Wednesday, December 9, 2009

The Humane Critique, c't'd

Because the principle of purposiveness must be open-ended in its range of applicability, the possibility always remains open to judgment of construing all of nature in mechanistic terms, and indeed given the option, the intentional direction of our cognitive powers is such that they will always lead us to prefer such an interpretation, since we will prefer what brings all of nature within our ambit. If we follow this inclination, which is so deeply rooted in our nature that it grows together with and indeed gives life to our scientific activity, then we give free rein to our cognitive powers and simply let their own self-born orientation direct us in our relation to things. However reckless this might seem, if all the same this is the direction which comes to us through the unimpeded activity our most characteristic powers, would this not be most human?
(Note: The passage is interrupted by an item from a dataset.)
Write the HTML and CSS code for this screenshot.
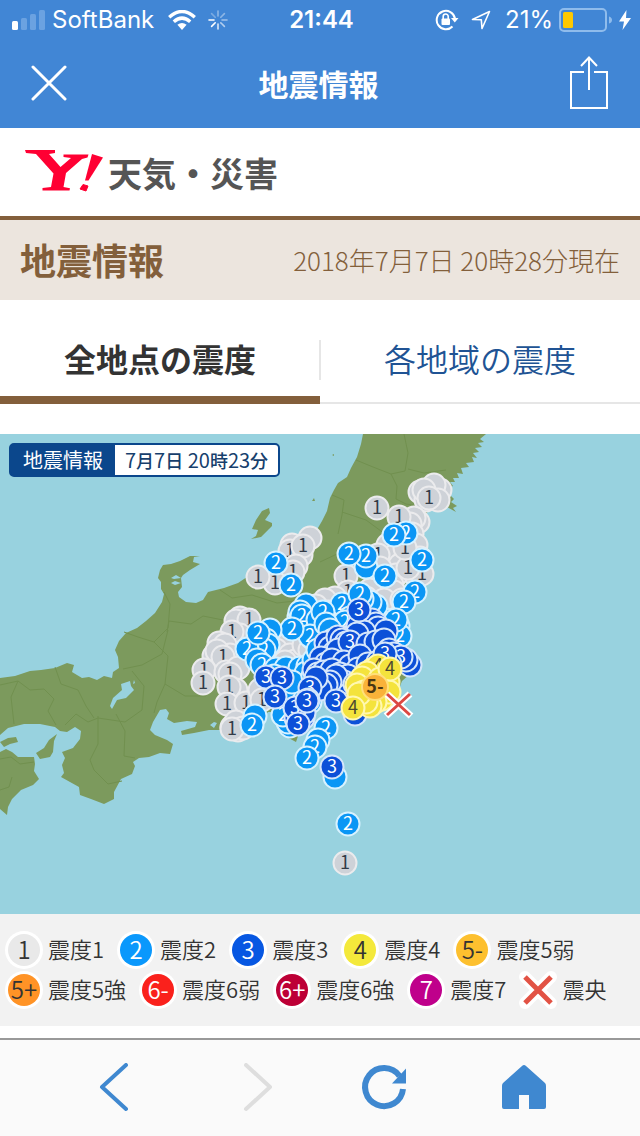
FILE: index.html
```html
<!DOCTYPE html>
<html lang="ja">
<head>
<meta charset="utf-8">
<meta name="viewport" content="width=device-width, initial-scale=1">
<title>地震情報</title>
<link rel="stylesheet" href="styles.css">
</head>
<body>
<header class="app-header">
  <div class="status">
    <div class="status-left">
      <svg width="34" height="20" viewBox="0 0 34 20" aria-hidden="true"><rect x="0" y="11" width="6" height="9" rx="1.5" fill="#fff"/><g fill="#6ba2e1"><rect x="9" y="8" width="6" height="12" rx="1.5"/><rect x="18" y="4" width="6" height="16" rx="1.5"/><rect x="27" y="0" width="6" height="20" rx="1.5"/></g></svg>
      <span>SoftBank</span>
      <svg class="wifi" width="28" height="20" viewBox="0 0 28 20" fill="none" stroke="#fff" stroke-width="3.4" aria-hidden="true"><path d="M1.2 7.2Q14-4.2 26.800 7.200M5.800 11.800Q14 4.400 22.200 11.800"/><path d="M14 20l-4.600-5.200Q14 11 18.600 14.800z" fill="#fff" stroke="none"/></svg>
      <svg class="spinner" width="20" height="20" viewBox="0 0 20 20" stroke="#fff" stroke-width="1.6" stroke-linecap="round" aria-hidden="true"><path d="M10 1v5" opacity=".4"/><path d="M16.400 3.600L12.800 7.200" opacity=".4"/><path d="M19 10h-5" opacity=".5"/><path d="M16.400 16.400l-3.600-3.600" opacity=".6"/><path d="M10 19v-5" opacity=".8"/><path d="M3.600 16.400l3.600-3.600M1 10h5"/><path d="M3.600 3.600l3.600 3.600" opacity=".3"/></svg>
    </div>
    <time class="clock">21:44</time>
    <div class="status-right">
      <svg width="24" height="22" viewBox="0 0 24 22" fill="none" stroke="#fff" stroke-width="2" aria-hidden="true"><path d="M17.500 17.500A9.200 9.200 0 1 1 20 9.500"/><path d="M16 9h7.500l-3.700 4.500z" fill="#fff" stroke="none"/><rect x="6.500" y="9.500" width="8.500" height="6.500" rx="1" fill="#fff" stroke="none"/><path d="M8.200 10V7.500a2.500 2.500 0 0 1 5 0V10" stroke-width="1.600"/></svg>
      <svg class="arrow" width="20" height="20" viewBox="0 0 20 20" fill="none" stroke="#fff" stroke-width="1.600" stroke-linejoin="round" aria-hidden="true"><path d="M1.500 9.500L18.500 1.500 11 18.500 10.300 9.800z"/></svg>
      <span>21%</span>
      <svg width="54" height="24" viewBox="0 0 54 24" aria-hidden="true"><rect x="1" y="1" width="46" height="22" rx="4" fill="none" stroke="#8fbcec" stroke-width="2"/><rect x="4" y="4" width="10" height="16" rx="1.500" fill="#fdc800"/><path d="M50 8.500q3 1 3 3.500t-3 3.500z" fill="#8fbcec"/></svg>
      <svg class="bolt" width="12" height="20" viewBox="0 0 12 20" fill="#fff" aria-hidden="true"><path d="M7.500 0L0 11.500h5L3.500 20 12 8H7z"/></svg>
    </div>
  </div>
  <div class="nav">
    <button type="button" class="icon-button" aria-label="閉じる"><svg width="36" height="36" viewBox="0 0 36 36" stroke="#fff" stroke-width="3" stroke-linecap="round"><path d="M2 2l32 32M34 2L2 34"/></svg></button>
    <h1 class="nav-title">地震情報</h1>
    <button type="button" class="icon-button" aria-label="共有"><svg width="38" height="54" viewBox="0 0 38 54" fill="none" stroke="#fff" stroke-width="2"><path d="M14 16H1v36h36V16H24M19 34V2M11 10l8-8.500L27 10"/></svg></button>
  </div>
</header>

<main>
  <a class="brand" href="#" aria-label="Y! 天気・災害">
    <svg width="80" height="44" viewBox="0 0 80 44" fill="#ff0033" aria-hidden="true"><path d="M0 0H30V3L24 4 35.500 17 46 8 38.500 7V4.500H63.500L62.500 7.500 57 9 41 23 38.500 37 45 38.200 44.500 40.500H17.500V38L26 37 28.500 23.500 11 4 1 3z"/><path d="M67 4L78 7.500 63.500 30.500H60z"/><path d="M58 34.500L63 36 61 41 55 39z" stroke="#ff0033" stroke-width="1" stroke-linejoin="round"/></svg>
    <span>天気・災害</span>
  </a>

  <section class="headline">
    <h2>地震情報</h2>
    <time datetime="2018-07-07T20:28">2018年7月7日 20時28分現在</time>
  </section>

  <nav class="tabs">
    <a class="tab tab-active" href="#points" aria-current="page">全地点の震度</a>
    <a class="tab" href="#areas">各地域の震度</a>
  </nav>

  <section class="map" id="points">
    <svg class="map-art" viewBox="0 434 640 480" role="img" aria-label="震度分布図">
      <rect x="0" y="434" width="640" height="480" fill="#98d2df"/>
      <g fill="#7c9a5d">
        <path d="M363 434L361 444 357 457 351 468 347 477 338 483 334 490 330 498 327 511 322 521 315 533 302 547 290 560 278 569 260 573 247 577 238 583 224 588 208 592 203 600 196 603 186 602 179 597 178 592 182 587 181 578 183 575 190 570 200 564 193 562 194 557 200 556 190 556 180 561 171 564 163 565 160 570 158 578 161 582 161 589 164 594 162 602 155 613 146 621 137 628 126 633 119 641 115 650 118 657 119 668 113 672 112 678 104 676 97 680 89 677 82 678 72 672 74 665 67 663 55 668 41 670 30 671 15 676 0 678V735L8 728 24 724 40 724 55 727 60 731 67 732 75 727 81 731 80 739 73 748 62 752 65 758 62 765 64 773 61 777 70 782 79 787 80 795 91 799 104 804 114 799 114 792 121 779 132 774 135 766 133 762 139 758 149 757 160 753 170 754 173 744 167 740 155 735 150 730 153 722 160 710 166 709 169 713 167 719 174 723 187 721 197 722 195 727 181 731 182 735 194 733 209 730 223 730 240 736 252 730 268 712 279 712 283 735 296 742 303 722 312 704 324 690 337 690 347 705 348 716 365 713 382 703 397 694 402 681 419 666 409 650 403 633 404 615 414 598 428 574 430 555 424 535 422 518 436 503 447 507 456 512 453 508 457 506 451 502 454 499 450 495 452 491 448 488 453 486 450 482 455 482 453 478 459 478 457 473 463 474 461 468 469 467 466 463 474 462 472 457 477 458 473 453 479 452 475 448 482 447 478 443 484 442 480 439 486 434z"/>
        <path d="M0 752L6 749 12 752 18 757 34 757 35 764 34 771 39 779 33 785 21 790 12 799 8 807 7 815 0 809z"/>
        <path d="M57 734L49 740 44 748 36 753 40 759 50 757 53 752 54 741zM0 742L8 738 16 737 18 742 10 744 4 747z"/>
        <path d="M269 508L262 511 256 520 252 529 258 530 256 536 251 539 261 537 272 526 272 523 265 520 270 513z"/>
        <path d="M312 501l2-3 1 3zM332 455l2-1v2z"/>
      </g>
      <g fill="#98d2df">
        <path d="M121 684L130 681 131 686 134 690 126 698 117 700 112 709 110 706 113 698 122 690z"/>
        <path d="M210 725l4-3 3 1-3 5zM171 578l5-3 5 3-7 1zM171 583l4-2 6 2-6 2zM134 680l1 3-2 1z"/>
      </g>
      <g fill="none" stroke="#71904f" stroke-width="1">
        <path d="M356 460l17 7 18 7 14-3 3-18-4-19M391 474l6 12-1 13 10 5 19 3M408 469l16 4 22-3M332 495l12 5-2 15-4 19M342 512l24 8 19 14 10 20M320 562l17-8 20-6 23 8M220 590l12 8 20-3 25 8 18-2M167 632l2-11 22 3 12-8 20 4M164 592l6 12-2 24-14 14-16-5-14-5M168 630l-6 24-20 11-19 4M154 642l14 14-3 28 20 12 21 0M165 684l-8 18-3 11M132 671l12 15-2 24-17 12-27-4-10 4-12-8-11 11M98 716v28l-8 16 4 10 14 14 14-3M116 714l9 17-1 25 11 2M55 667l6 17 17 6 8 16 8 12M0 685l18-4 12 9 14-1 10 10-6 12 8 14M18 681l-7 16 3 27M0 759l11-2 9 7 14-2M0 790l9-3 3-10"/>
      </g>
      <g id="markers" class="markers"></g>
      <g fill="none"><path d="M387 694l24 22M410 694l-24 22" stroke="#fff" stroke-width="7"/><path d="M387 694l23 21M410 694l-23 21" stroke="#dc4842" stroke-width="3"/></g>
    </svg>
    <div class="map-label"><strong>地震情報</strong><time datetime="2018-07-07T20:23">7<small>月</small>7<small>日</small> 20<small>時</small>23<small>分</small></time></div>
  </section>

  <ul class="legend">
    <li><b class="dot level-1">1</b><span>震度1</span></li>
    <li><b class="dot level-2">2</b><span>震度2</span></li>
    <li><b class="dot level-3">3</b><span>震度3</span></li>
    <li><b class="dot level-4">4</b><span>震度4</span></li>
    <li><b class="dot level-5l">5-</b><span>震度5弱</span></li>
    <li><b class="dot level-5u">5+</b><span>震度5強</span></li>
    <li><b class="dot level-6l">6-</b><span>震度6弱</span></li>
    <li><b class="dot level-6u">6+</b><span>震度6強</span></li>
    <li><b class="dot level-7">7</b><span>震度7</span></li>
    <li><svg class="epicenter" viewBox="0 0 32 32" fill="none" aria-hidden="true"><path d="M3 3l26 26M29 3L3 29" stroke="#fff" stroke-width="12" stroke-linecap="round"/><path d="M3 3l26 26M29 3L3 29" stroke="#e25244" stroke-width="5"/></svg><span>震央</span></li>
  </ul>
</main>

<footer class="toolbar">
  <button type="button" class="icon-button" aria-label="戻る"><svg width="60" height="50" viewBox="0 0 60 50" fill="none" stroke="#3f88d0" stroke-width="4" stroke-linecap="round" stroke-linejoin="round"><path d="M52 2L28 24l24 22"/></svg></button>
  <button type="button" class="icon-button" aria-label="進む" disabled><svg width="60" height="50" viewBox="0 0 60 50" fill="none" stroke="#dedede" stroke-width="4" stroke-linecap="round" stroke-linejoin="round"><path d="M32 2l24 22-24 22"/></svg></button>
  <button type="button" class="icon-button" aria-label="再読み込み"><svg width="60" height="50" viewBox="0 0 60 50" fill="none" stroke="#3f88d0" stroke-width="6"><path d="M49 26A19 19 0 1 1 45.500 13"/><path d="M52 5.500V20.500H38z" fill="#3f88d0" stroke="none"/></svg></button>
  <button type="button" class="icon-button" aria-label="ホーム"><svg width="60" height="50" viewBox="0 0 60 50" fill="#3f88d0"><path d="M28 3q2-2 4 0L51 20q1 1 1 3v21q0 2-2 2H35V32H25v14H10q-2 0-2-2V23q0-2 1-3z"/></svg></button>
</footer>
<script src="markers.js"></script>
</body>
</html>
```
FILE: styles.css
```css
* { box-sizing: border-box; }

body {
  margin: 0;
  min-height: 100vh;
  display: flex;
  flex-direction: column;
  background: #fff;
  color: #333;
  font-family: "Noto Sans CJK JP", sans-serif;
}

h1, h2, ul { margin: 0; padding: 0; }
a { text-decoration: none; color: inherit; }
svg { display: block; flex: none; }

.icon-button {
  display: flex;
  padding: 0;
  border: 0;
  background: none;
}

.app-header { background: #4186d5; color: #fff; }

.status {
  display: grid;
  grid-template-columns: 1fr auto 1fr;
  align-items: center;
  height: 40px;
  padding: 0 9px 0 12px;
  font: 24px/40px Inter, sans-serif;
}
.status-left, .status-right { display: flex; align-items: center; gap: 6px; }
.status-right { justify-content: flex-end; }
.wifi { margin-left: 8px; }
.spinner { margin-left: 6px; }
.arrow { margin: 0 8px 0 6px; }
.clock { font-weight: 600; }

.nav {
  display: flex;
  align-items: center;
  justify-content: space-between;
  height: 88px;
  padding: 0 32px 2px 31px;
}
.nav-title { font-size: 30px; line-height: 40px; font-weight: 700; }

.brand {
  display: flex;
  align-items: center;
  gap: 3px;
  height: 88px;
  padding: 0 25px;
  color: #555;
  font-size: 34px;
  font-weight: 700;
}

.headline {
  display: flex;
  align-items: center;
  justify-content: space-between;
  height: 84px;
  padding: 0 20px 2px;
  border-top: 4px solid #835f3b;
  background: #ece5de;
  color: #835f3b;
}
.headline h2 { font-size: 36px; line-height: 48px; font-weight: 700; }
.headline time { font-size: 26px; font-weight: 300; }

.tabs {
  display: grid;
  grid-template-columns: 1fr 1fr;
  height: 104px;
  margin-bottom: 30px;
  background: linear-gradient(#e6e6e6, #e6e6e6) center 40px / 2px 40px no-repeat;
}
.tab {
  padding-top: 34px;
  border-bottom: 2px solid #e6e6e6;
  color: #205394;
  font-size: 32px;
  line-height: 48px;
  font-weight: 350;
  text-align: center;
}
.tab-active { border-bottom: 8px solid #835f3b; color: #333; font-weight: 700; }

.map { position: relative; }
.map-art { width: 100%; height: auto; }
.markers { font-size: 18px; font-weight: 400; text-anchor: middle; }
.map-label {
  position: absolute;
  top: 9px;
  left: 9px;
  display: flex;
  border: 2px solid #0b478c;
  border-radius: 5px;
  background: #0b478c;
  line-height: 29px;
}
.map-label strong { padding: 0 12px; color: #fff; font-size: 20px; font-weight: 400; }
.map-label time {
  padding: 0 10px;
  border-radius: 0 3px 3px 0;
  background: #fff;
  color: #173f6d;
  font-size: 20px;
  font-weight: 400;
}
.map-label small { font-size: 18px; font-weight: 500; }

.legend {
  display: flex;
  flex-wrap: wrap;
  column-gap: 16px;
  padding: 16px 8px;
  background: #f2f2f2;
  list-style: none;
  font-size: 22px;
  line-height: 32px;
  font-weight: 350;
}
.legend li { display: flex; align-items: center; gap: 8px; height: 40px; }
.legend span { padding-bottom: 4px; }
.dot {
  width: 32px;
  height: 32px;
  border-radius: 50%;
  box-shadow: 0 0 0 3px #fff;
  color: #fff;
  font-size: 24px;
  line-height: 30px;
  font-weight: 350;
  text-align: center;
}
.level-1 { background: #e9e9e9; color: #333; }
.level-2 { background: #0a98fc; }
.level-3 { background: #0757e2; }
.level-4 { background: #f4e93b; color: #333; }
.level-5l { background: #fdc02f; color: #333; }
.level-5u { background: #ff9326; color: #333; }
.level-6l { background: #fa211c; }
.level-6u { background: #bd0036; }
.level-7 { background: #bf008b; }
.epicenter { width: 32px; height: 32px; overflow: visible; }

.toolbar {
  display: flex;
  align-items: center;
  justify-content: space-between;
  height: 98px;
  margin-top: auto;
  padding: 0 86px 0 74px;
  border-top: 2px solid #999;
  background: #fafafa;
}
```
FILE: markers.js
```js
// Station positions per intensity, drawn in order so stronger readings stay on top.
const levels = [
  { label: '1', fill: '#ced2d8', ring: '#ebebed', ink: '#333b47', points: [
    [310,538],[292,545],[301,555],[290,551],[303,546],[296,566],[293,572],[275,583],[258,577],
    [420,492],[440,490],[434,485],[426,500],[438,500],[424,490],[429,498],[377,508],[418,522],[414,518],[410,524],[399,517],
    [400,538],[388,545],[412,534],[416,545],[394,556],[378,555],[420,558],[400,565],[412,572],[422,574],[396,575],[408,568],[405,548],[380,568],[346,576],
    [370,590],[392,585],[394,592],[384,600],[402,600],[348,592],[366,598],[335,598],[325,600],[316,606],[328,612],[340,608],
    [240,618],[236,621],[249,620],[240,635],[232,632],[219,643],[225,645],[214,656],[230,655],[217,651],[223,657],
    [204,670],[226,672],[238,668],[230,674],[203,683],[236,690],[229,687],[227,704],[246,703],[260,690],[262,700],
    [232,727],[236,722],[238,730],[243,728],[232,729],[286,645],[276,650],[290,655],[295,661],[285,662],[304,645],[300,620],[310,650],[320,640],[330,630],[350,625],[370,640],[345,863]
  ] },
  { label: '2', fill: '#0a96f5', ring: '#d7f2ff', ink: '#fff', points: [
    [276,563],[291,585],[406,533],[394,535],[366,567],[366,556],[349,554],[422,560],[385,576],[415,592],[404,602],
    [398,626],[386,620],[376,606],[370,602],[362,599],[342,604],[360,594],[350,618],[345,622],[390,632],[400,636],[396,620],
    [306,605],[299,617],[300,612],[302,616],[318,620],[312,638],[310,636],[323,612],[326,624],[330,630],[292,629],
    [270,630],[266,640],[268,645],[264,650],[247,649],[258,633],[257,660],[262,665],[276,669],[286,668],[300,668],[308,666],[306,673],[314,660],[297,690],[290,700],
    [274,676],[284,690],[292,682],[313,676],[320,680],[310,702],[286,718],[290,726],[288,722],[283,715],[324,646],[318,650],[333,640],[344,638],[356,632],[370,624],
    [255,716],[252,725],[326,728],[318,740],[315,747],[307,758],[335,777],[348,824]
  ] },
  { label: '3', fill: '#0c50d8', ring: '#d5e6fb', ink: '#fff', points: [
    [358,626],[372,620],[376,624],[378,628],[386,631],[364,632],[357,634],[359,610],[326,643],[330,648],[338,637],[342,640],[346,643],
    [334,653],[342,652],[338,650],[355,648],[366,652],[374,654],[350,642],[368,644],[376,642],[384,640],[389,650],[394,654],[398,662],[410,665],[406,660],[401,657],
    [321,658],[326,664],[332,660],[344,662],[350,666],[360,656],[358,669],[368,664],[378,662],[390,664],[385,654],
    [314,670],[318,674],[324,672],[332,670],[340,674],[348,676],[344,682],[336,676],[330,682],[326,685],[320,689],[316,678],[310,688],
    [355,684],[362,688],[336,701],[355,714],[308,700],[302,708],[296,718],[303,718],[304,713],
    [266,677],[282,678],[275,697],[295,708],[307,701],[298,724],[332,767]
  ] },
  { label: '4', fill: '#f4e33c', ring: '#fff8b0', ink: '#4d4930', points: [
    [372,670],[378,666],[367,673],[362,678],[357,685],[364,692],[380,679],[388,682],[382,699],[389,692],[375,702],[370,706],[366,702],[359,694],[390,669],[353,708]
  ] },
  { label: '5-', fill: '#f9b239', ring: '#ffe07a', ink: '#4a3613', points: [[375,687]] },
];

const svg = 'http://www.w3.org/2000/svg';
const layer = document.getElementById('markers');

function add(name, attributes) {
  const node = document.createElementNS(svg, name);
  for (const key in attributes) node.setAttribute(key, attributes[key]);
  layer.appendChild(node);
  return node;
}

const stations = levels.flatMap(({ points, ...style }) => points.map(([cx, cy]) => ({ cx, cy, ...style })));

stations.forEach(({ cx, cy, label, fill, ring, ink }, index) => {
  const r = label === '5-' ? 13 : 11.5;
  add('circle', { cx, cy, r, fill, stroke: ring, 'stroke-width': 2 });
  // A number is only written where no later marker lies over it.
  const covered = stations.slice(index + 1).some(s => Math.hypot(s.cx - cx, s.cy - cy) < (s.label === '5-' ? 20 : 12));
  if (covered) return;
  const text = add('text', { x: cx, y: cy + 6, fill: ink });
  text.textContent = label;
  if (label === '5-') text.setAttribute('font-weight', '700');
});
```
But this ramification of the principle of purposiveness has a companion growing almost invisibly alongside it: namely, the critical power which retrospectively reflects on and clarifies the origin of science. And this power begins with a presupposition contrary to that which judgment wishes to arrogate to itself: that the cognitive powers are limited, and that these limitations present themselves to view purposively for the ordering of cognitive ambition, rather than for meeting its intention. This presupposition will be found in no one of the powers into which Kant divides cognition, as though he were doing so exhaustively—and this is perhaps the strangest feature of Kant's thought, that he omits to provide or even look for conditions of possibility for that mode of attention which facilitates his entire project. Whether this silence is a failure of self-consciousness or rather a supreme tact of the true charioteer seems to be the question, although perhaps it is no question at all—since it is at least suggestive of the highest human condition if not true to say that failure of self-consciousness is the essence of tact, just as Douglas Adams has imagined the secret of flight as consisting in being able to throw oneself at the ground, and miss.